Congress incorporated all of the suggestions into FOIA in the latest round of amendments signed into law June 30, on the eve of the law’s 50th anniversary, initially enacted July 4, 1966.
“Despite cynicism about gridlock in Washington, Democrats and Republicans can actually work together collaboratively for the good of everyone,” Cuillier said. “We have to keep at it, though.”
Cuillier said he will recommend that Congress strengthen FOIA by adding enforcement provisions for agencies that break the law. “Without penalties for noncompliance a lot of agencies game the system and use FOIA as a tool of secrecy – clamping down on information that the public should know about.”
He also will recommend limiting the reasons agencies can use to keep information secret, and streamline the system to avoid long delays and exorbitant fees that dissuade average people from requesting information.
“While FOIA has helped journalists, watchdog groups and citizens bring thousands of important issues to light, the law is broken,” Cuillier said. “Information denials are on the increase and most journalists avoid it altogether because of the hassles and delays that can drag on for years.”
More than 100 other nations have FOIA laws, and the United States’ law ranks 45th in the world for its strength in helping citizens access information, behind such countries as Mexico, Russia, and Kyrgyzstan, Cuillier said.

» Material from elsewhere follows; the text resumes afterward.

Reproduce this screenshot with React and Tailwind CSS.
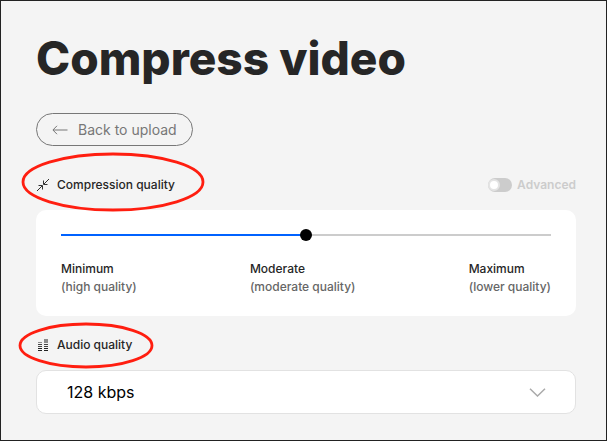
import { useState } from "react";

const levels = [
  { name: "Minimum", note: "(high quality)" },
  { name: "Moderate", note: "(moderate quality)" },
  { name: "Maximum", note: "(lower quality)" },
];

const bitrates = ["64 kbps", "128 kbps", "192 kbps", "256 kbps"];

function ArrowLeftIcon() {
  return (
    <svg width="16" height="10" viewBox="0 0 16 10" fill="none" stroke="currentColor" aria-hidden="true">
      <path d="M15.5 5H1M5 0.8L0.9 5L5 9.2" />
    </svg>
  );
}

function CompressIcon() {
  return (
    <svg width="14" height="14" viewBox="0 0 14 14" fill="none" stroke="#333" aria-hidden="true">
      <path d="M1 13L6 8M2.5 7.5H6.5V11.5M13 1L8 6M7.5 2.5V6.5H11.5" />
    </svg>
  );
}

function LevelsIcon() {
  return (
    <svg width="14" height="14" viewBox="0 0 14 14" aria-hidden="true">
      <rect x="8" y="1" width="4" height="4" fill="#8c8c8c" />
      <rect x="2" y="4" width="4" height="1" fill="#8c8c8c" />
      <path d="M2 6h4v1H2zM8 6h4v1H8zM2 8h4v1H2zM8 8h4v1H8z" fill="#444" />
      <path d="M2 10h4v1H2zM8 10h4v1H8zM2 12h4v1H2zM8 12h4v1H8z" fill="#222" />
    </svg>
  );
}

function Highlight({ className }) {
  return (
    <svg className={`absolute pointer-events-none overflow-visible ${className}`} fill="none" stroke="#ff1e10" strokeWidth="2.8" aria-hidden="true">
      <ellipse cx="50%" cy="50%" rx="50%" ry="50%" />
    </svg>
  );
}

export default function App() {
  const [quality, setQuality] = useState(50);
  const [bitrate, setBitrate] = useState("128 kbps");
  const [advanced, setAdvanced] = useState(false);

  return (
    <main className="min-h-screen border border-[#222] bg-[#f4f4f4] pl-[35px] pr-[30px] pt-7 pb-[26px] font-[Inter,sans-serif] text-[#262626]">
      <h1 className="text-[46px] leading-[58px] font-extrabold">Compress video</h1>

      <button type="button" className="mt-[26px] flex h-[33px] items-center gap-2.5 rounded-full border border-[#777] px-[15px] text-sm text-[#777]">
        <ArrowLeftIcon />
        Back to upload
      </button>

      {/* Compression */}
      <div className="mt-[29px] flex h-5 items-center justify-between">
        <label htmlFor="quality" className="relative flex items-center gap-[7px] text-xs font-medium">
          <CompressIcon />
          Compression quality
          <Highlight className="-left-[13px] -top-[23px] h-14 w-[180px]" />
        </label>
        <label className="flex items-center gap-[5px] text-xs font-semibold text-[#ccc]">
          <input
            type="checkbox"
            role="switch"
            checked={advanced}
            onChange={(e) => setAdvanced(e.target.checked)}
            className="h-3.5 w-6 appearance-none rounded-full bg-[#ccc] before:block before:size-3 before:translate-y-px before:rounded-full before:border-2 before:border-[#e4e4e4] before:bg-white checked:bg-[#0062ff] checked:before:translate-x-3"
          />
          Advanced
        </label>
      </div>

      <section className="mt-[15px] rounded-[10px] bg-white px-[25px] pt-[19px] pb-5">
        <input
          id="quality"
          type="range"
          min="0"
          max="100"
          value={quality}
          onChange={(e) => setQuality(Number(e.target.value))}
          style={{ backgroundImage: `linear-gradient(to right, #0062ff ${quality}%, #ccc ${quality}%)` }}
          className="block h-3 w-full appearance-none bg-transparent bg-[length:100%_2px] bg-center bg-no-repeat [&::-webkit-slider-thumb]:size-3 [&::-webkit-slider-thumb]:appearance-none [&::-webkit-slider-thumb]:rounded-full [&::-webkit-slider-thumb]:bg-black"
        />
        <ul className="mt-[19px] flex justify-between text-xs leading-[18px] font-medium">
          {levels.map((level) => (
            <li key={level.name}>
              <p>{level.name}</p>
              <p className="text-[#666]">{level.note}</p>
            </li>
          ))}
        </ul>
      </section>

      {/* Audio */}
      <label htmlFor="bitrate" className="relative mt-[19px] flex h-5 w-fit items-center gap-[7px] text-xs font-medium">
        <LevelsIcon />
        Audio quality
        <Highlight className="-left-4 -top-[11px] h-[43px] w-[132px]" />
      </label>

      <div className="relative mt-[15px]">
        <select
          id="bitrate"
          value={bitrate}
          onChange={(e) => setBitrate(e.target.value)}
          className="h-11 w-full appearance-none rounded-[10px] border border-[#e2e2e2] bg-white px-[30px] text-base text-black"
        >
          {bitrates.map((rate) => (
            <option key={rate}>{rate}</option>
          ))}
        </select>
        <svg className="pointer-events-none absolute right-[30px] top-[18px]" width="17" height="9" viewBox="0 0 17 9" fill="none" stroke="#aaa" strokeWidth="1.5" aria-hidden="true">
          <path d="M1 0.8L8.5 8L16 0.8" />
        </svg>
      </div>
    </main>
  );
}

The other three speakers on Tuesday’s panel will be Rick Blum from the Sunshine in Government Initiative which represents SPJ and other journalism groups, Miriam Nisbet, former director of the Office of Government Information Services, and Margaret Kwoka, a law professor from the University of Denver.
Cuillier joined a delegation of journalists in an SPJ-led December meeting with the White House press secretary to urge more transparency from federal executive agencies. He is a current board member for the National Freedom of Information Coalition and co-author of The Art of Access: Strategies for Accessing Public Records and Transparency 2.0: Digital Data and Privacy in a Wired World.